*Records for processing:*
....

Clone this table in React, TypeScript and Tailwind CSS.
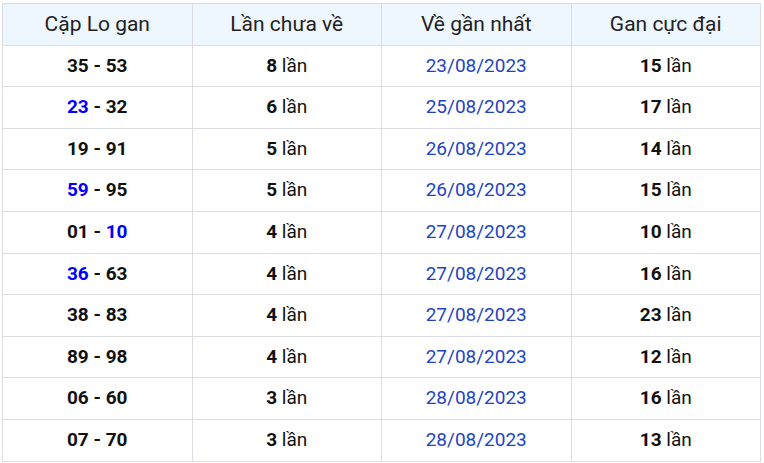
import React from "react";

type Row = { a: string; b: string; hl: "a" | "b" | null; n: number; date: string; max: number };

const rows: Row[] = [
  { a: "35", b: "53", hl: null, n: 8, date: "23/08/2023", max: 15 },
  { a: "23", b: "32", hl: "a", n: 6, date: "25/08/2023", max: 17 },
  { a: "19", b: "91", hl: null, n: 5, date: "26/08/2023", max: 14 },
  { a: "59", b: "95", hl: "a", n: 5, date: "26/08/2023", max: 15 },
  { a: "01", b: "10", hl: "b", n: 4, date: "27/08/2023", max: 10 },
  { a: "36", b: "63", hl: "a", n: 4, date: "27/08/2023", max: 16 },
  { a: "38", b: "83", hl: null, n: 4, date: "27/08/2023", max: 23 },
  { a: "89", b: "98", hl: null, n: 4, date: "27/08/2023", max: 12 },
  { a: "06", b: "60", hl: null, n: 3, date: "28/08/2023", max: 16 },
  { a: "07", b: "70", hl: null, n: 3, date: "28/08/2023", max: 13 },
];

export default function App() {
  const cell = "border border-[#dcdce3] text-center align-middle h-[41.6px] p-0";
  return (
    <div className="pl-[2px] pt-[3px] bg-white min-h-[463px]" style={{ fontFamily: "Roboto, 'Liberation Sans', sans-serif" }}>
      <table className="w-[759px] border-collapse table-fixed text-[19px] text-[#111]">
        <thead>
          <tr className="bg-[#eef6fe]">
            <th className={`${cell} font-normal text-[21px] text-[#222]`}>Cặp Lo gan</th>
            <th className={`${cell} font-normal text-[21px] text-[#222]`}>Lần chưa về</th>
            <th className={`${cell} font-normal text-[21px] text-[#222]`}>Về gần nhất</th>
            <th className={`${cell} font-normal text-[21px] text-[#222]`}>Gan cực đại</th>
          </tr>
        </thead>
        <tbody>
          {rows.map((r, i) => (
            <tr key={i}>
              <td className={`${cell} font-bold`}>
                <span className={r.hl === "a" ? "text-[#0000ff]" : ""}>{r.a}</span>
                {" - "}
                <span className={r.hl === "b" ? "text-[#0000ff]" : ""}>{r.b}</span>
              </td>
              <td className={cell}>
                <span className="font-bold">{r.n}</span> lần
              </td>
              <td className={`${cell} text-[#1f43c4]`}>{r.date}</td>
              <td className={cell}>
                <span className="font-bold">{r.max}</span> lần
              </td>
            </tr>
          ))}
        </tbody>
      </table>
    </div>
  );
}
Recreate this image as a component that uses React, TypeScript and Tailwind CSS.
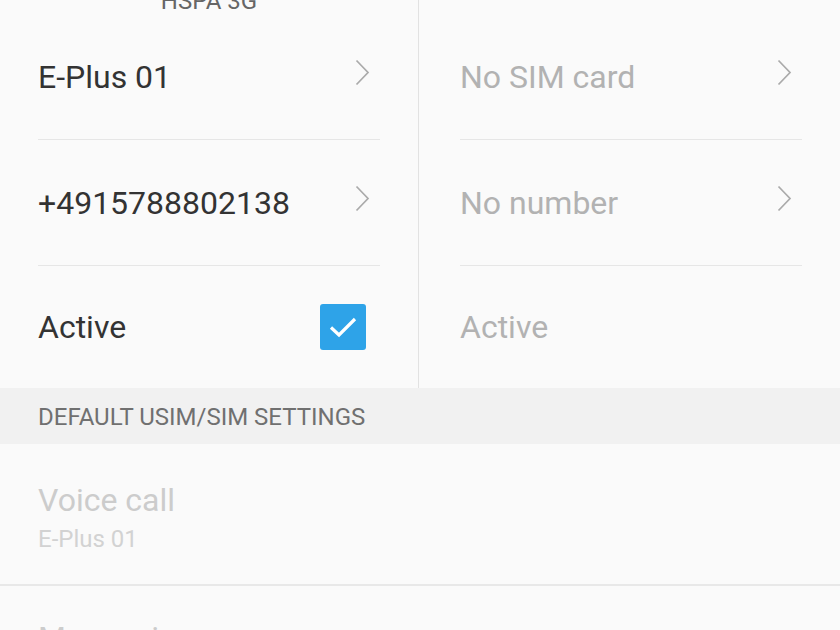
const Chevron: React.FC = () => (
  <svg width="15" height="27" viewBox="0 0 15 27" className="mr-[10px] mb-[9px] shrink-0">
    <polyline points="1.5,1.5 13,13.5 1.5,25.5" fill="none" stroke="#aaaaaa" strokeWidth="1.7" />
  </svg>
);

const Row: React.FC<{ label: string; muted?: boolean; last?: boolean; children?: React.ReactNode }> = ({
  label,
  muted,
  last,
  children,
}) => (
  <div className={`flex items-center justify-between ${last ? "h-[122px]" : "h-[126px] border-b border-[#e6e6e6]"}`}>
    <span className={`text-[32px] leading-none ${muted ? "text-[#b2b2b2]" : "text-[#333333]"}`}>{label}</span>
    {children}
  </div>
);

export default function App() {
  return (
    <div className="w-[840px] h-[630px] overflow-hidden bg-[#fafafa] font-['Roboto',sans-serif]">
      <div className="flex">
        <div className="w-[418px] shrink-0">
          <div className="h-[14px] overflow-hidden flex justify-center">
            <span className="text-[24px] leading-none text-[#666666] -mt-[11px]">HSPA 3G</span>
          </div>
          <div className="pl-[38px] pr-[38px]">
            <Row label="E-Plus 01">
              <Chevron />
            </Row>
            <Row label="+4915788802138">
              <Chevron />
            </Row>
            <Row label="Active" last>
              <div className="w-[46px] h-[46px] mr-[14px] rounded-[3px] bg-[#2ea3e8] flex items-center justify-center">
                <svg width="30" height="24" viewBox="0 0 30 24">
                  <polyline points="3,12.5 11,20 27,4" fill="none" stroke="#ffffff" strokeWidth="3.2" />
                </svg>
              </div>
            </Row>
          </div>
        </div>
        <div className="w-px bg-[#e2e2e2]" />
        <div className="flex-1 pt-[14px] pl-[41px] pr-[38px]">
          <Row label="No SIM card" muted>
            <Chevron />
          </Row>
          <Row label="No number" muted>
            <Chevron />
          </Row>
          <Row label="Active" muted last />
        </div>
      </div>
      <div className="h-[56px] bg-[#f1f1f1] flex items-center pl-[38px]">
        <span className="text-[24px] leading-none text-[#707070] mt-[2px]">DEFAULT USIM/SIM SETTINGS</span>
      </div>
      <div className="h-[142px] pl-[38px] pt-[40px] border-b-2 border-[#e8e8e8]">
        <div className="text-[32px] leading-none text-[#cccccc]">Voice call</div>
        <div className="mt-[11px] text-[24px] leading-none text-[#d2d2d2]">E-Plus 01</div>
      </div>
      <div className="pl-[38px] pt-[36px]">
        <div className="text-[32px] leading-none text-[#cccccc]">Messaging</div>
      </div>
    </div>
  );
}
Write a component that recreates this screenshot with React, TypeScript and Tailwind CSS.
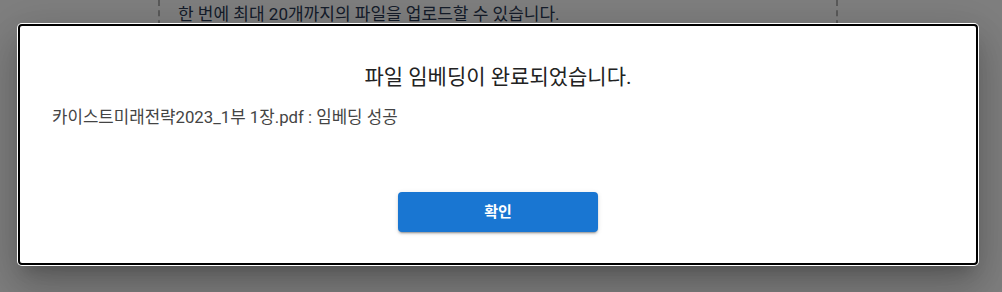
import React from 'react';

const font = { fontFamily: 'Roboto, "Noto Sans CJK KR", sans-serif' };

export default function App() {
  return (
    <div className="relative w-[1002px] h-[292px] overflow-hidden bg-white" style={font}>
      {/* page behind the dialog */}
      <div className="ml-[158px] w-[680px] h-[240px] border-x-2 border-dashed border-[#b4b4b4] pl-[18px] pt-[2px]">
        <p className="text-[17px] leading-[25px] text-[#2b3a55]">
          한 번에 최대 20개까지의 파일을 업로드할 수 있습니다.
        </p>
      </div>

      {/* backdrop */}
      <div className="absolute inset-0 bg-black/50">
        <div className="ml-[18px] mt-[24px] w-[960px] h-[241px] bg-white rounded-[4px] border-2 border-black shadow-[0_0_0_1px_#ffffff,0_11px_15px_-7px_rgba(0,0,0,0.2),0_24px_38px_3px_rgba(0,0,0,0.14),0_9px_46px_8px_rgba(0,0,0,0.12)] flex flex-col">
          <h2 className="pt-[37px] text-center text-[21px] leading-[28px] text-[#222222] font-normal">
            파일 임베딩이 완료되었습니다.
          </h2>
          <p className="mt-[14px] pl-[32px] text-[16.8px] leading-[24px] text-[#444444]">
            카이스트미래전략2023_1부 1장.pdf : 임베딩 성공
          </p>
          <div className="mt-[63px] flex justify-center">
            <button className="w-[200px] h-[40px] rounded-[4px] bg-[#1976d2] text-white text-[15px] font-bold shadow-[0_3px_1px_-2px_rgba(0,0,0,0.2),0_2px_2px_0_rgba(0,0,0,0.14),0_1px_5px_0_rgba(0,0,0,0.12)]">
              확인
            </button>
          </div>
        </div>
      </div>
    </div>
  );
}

....

*Task description:* Begin at the first line of the material and copy each line exactly through the one containing "string; b: string;". Omit pictures.

*Worked answer:*
Clone this table in React, TypeScript and Tailwind CSS.
import React from "react";

type Row = { a: string; b: string; hl: "a" | "b" | null; n: number; date: string; max: number };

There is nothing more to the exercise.